IEEE Access (Jan 2019)
Very Low Power Neural Network FPGA Accelerators for Tag-Less Remote Person Identification Using Capacitive Sensors
Abstract
Human detection, identification, and monitoring are essential for many applications aiming to make smarter the indoor environments, where most people spend much of their time (like home, office, transportation, or public spaces). The capacitive sensors can meet stringent privacy, power, cost, and unobtrusiveness requirements, they do not rely on wearables or specific human interactions, but they may need significant on-board data processing to increase their performance. We comparatively analyze in terms of overall processing time and energy several data processing implementations of multilayer perceptron neural networks (NNs) on board capacitive sensors. The NN architecture, optimized using augmented experimental data, consists of six 17-bit inputs, two hidden layers with eight neurons each, and one four-bit output. For the software (SW) NN implementation, we use two STMicroelectronics STM32low-power ARM microcontrollers (MCUs): one MCU optimized for power and one for performance. For hardware (HW) implementations, we use four ultralow-power field-programmable gate arrays (FPGAs), with different sizes, dedicated computation blocks, and data communication interfaces (one FPGA from the Lattice iCE40 family and three FPGAs from the Microsemi IGLOO family). Our shortest SW implementation latency is 54.4 μs and the lowest energy per inference is 990 nJ, while the shortest HW implementation latency is 1.99 μs and the lowest energy is 39 nJ (including the data transfer between MCU and FPGA).
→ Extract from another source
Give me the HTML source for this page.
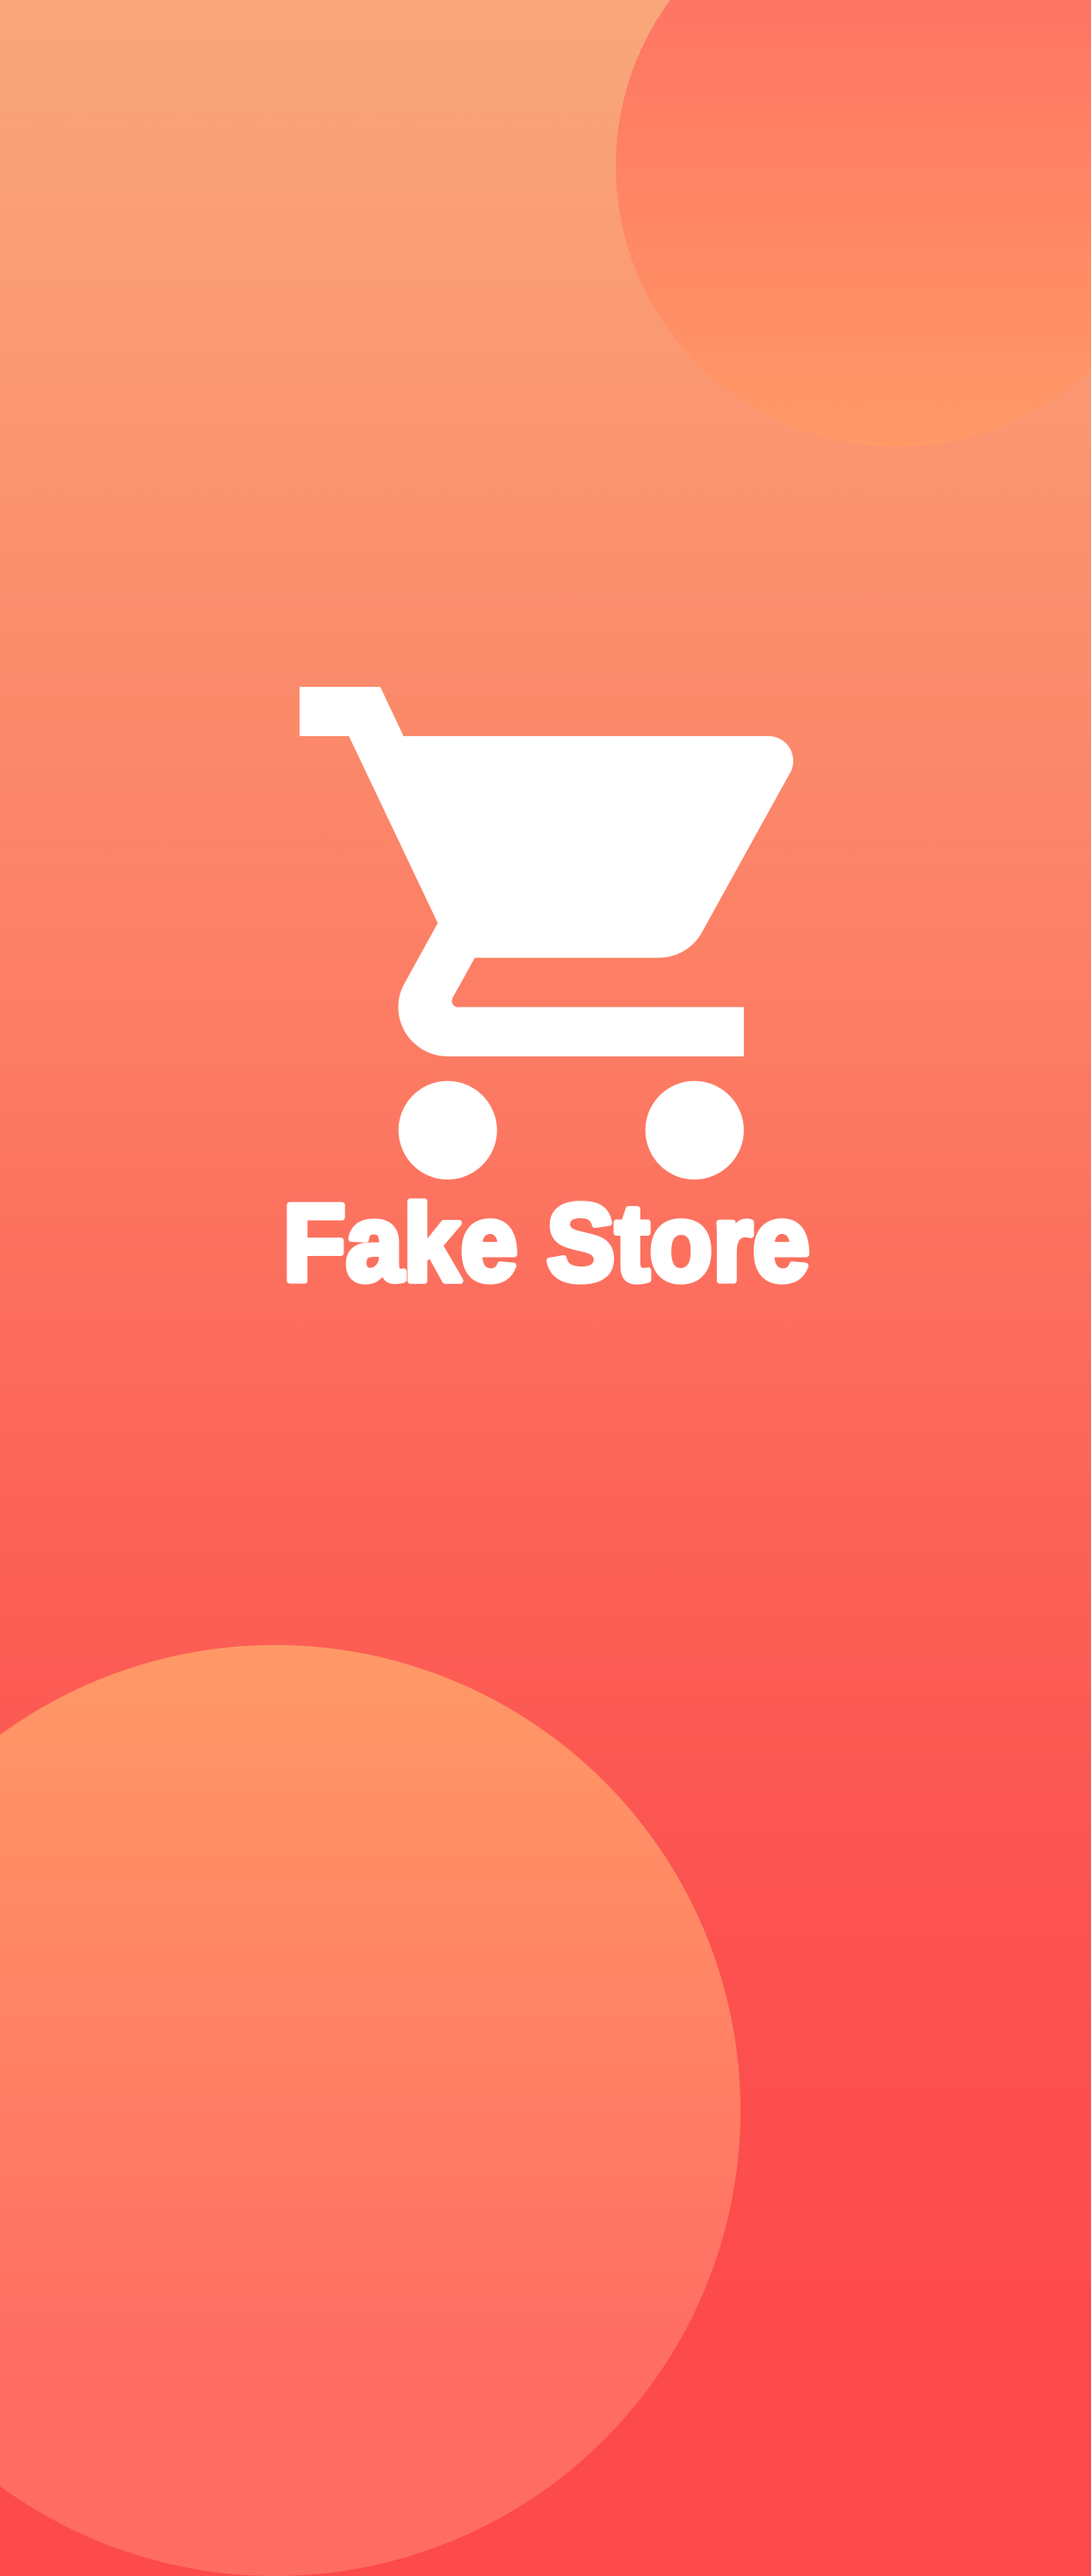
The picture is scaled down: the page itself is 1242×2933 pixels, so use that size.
<!DOCTYPE html>
<html><head><meta charset="utf-8"><style>
html{margin:0;padding:0;min-height:2688px;background-color:#fd4a4a;background-image:linear-gradient(180deg,#f9a77a 0%,#fb8a6b 30%,#fc7b63 45%,#fc6559 62%,#fc5350 80%,#fd4a4a 100%);background-size:1242px 2688px;background-repeat:no-repeat}
body{margin:0;padding:0;width:1242px;height:2688px;overflow:hidden;position:relative}
.c1{position:absolute;left:701px;top:-131px;width:640px;height:640px;border-radius:50%;background:linear-gradient(180deg,#ff6c63 0%,#ff9966 100%)}
.c2{position:absolute;left:-217px;top:1873px;width:1060px;height:1060px;border-radius:50%;background:linear-gradient(180deg,#ff9966 0%,#ff6c63 80%)}
svg{position:absolute}
</style></head><body>
<div class="c1"></div>
<div class="c2"></div>
<svg style="left:341px;top:782px" width="562" height="561" viewBox="1 2 20 20" preserveAspectRatio="none">
<path fill="#fff" d="M7 18c-1.1 0-1.99.9-1.99 2S5.9 22 7 22s2-.9 2-2-.9-2-2-2zM1 2v2h2l3.6 7.59-1.35 2.45c-.16.28-.25.61-.25.96 0 1.1.9 2 2 2h12v-2H7.42c-.14 0-.25-.11-.25-.25l.03-.12.9-1.63h7.45c.75 0 1.41-.41 1.750-1.03l3.58-6.49c.08-.14.12-.31.12-.48 0-.55-.45-1-1-1H5.21l-.94-2H1zm16 16c-1.1 0-1.99.9-1.99 2s.89 2 1.99 2 2-.9 2-2-.9-2-2-2z"/>
</svg>
<svg style="left:0;top:1340px" width="1242" height="140">
<text x="322" y="118" textLength="600" lengthAdjust="spacingAndGlyphs" font-family="Liberation Sans, sans-serif" font-weight="bold" font-size="124" fill="#fff" stroke="#fff" stroke-width="7" stroke-linejoin="round">Fake Store</text>
</svg>
</body></html>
The FPGAs active power ranges between 6.24 and 34.7 mW, while their static power is between 79 and 277 μW. They compare very favorably with the static power consumption of Xilinx and Altera low-power device families, which is around 40 mW. The experimental results show that NN inferences offloaded to external FPGAs have lower latency and energy than SW ones (even when using HW multipliers), and the FPGAs with dedicated computational blocks (multiply-accumulate) perform best.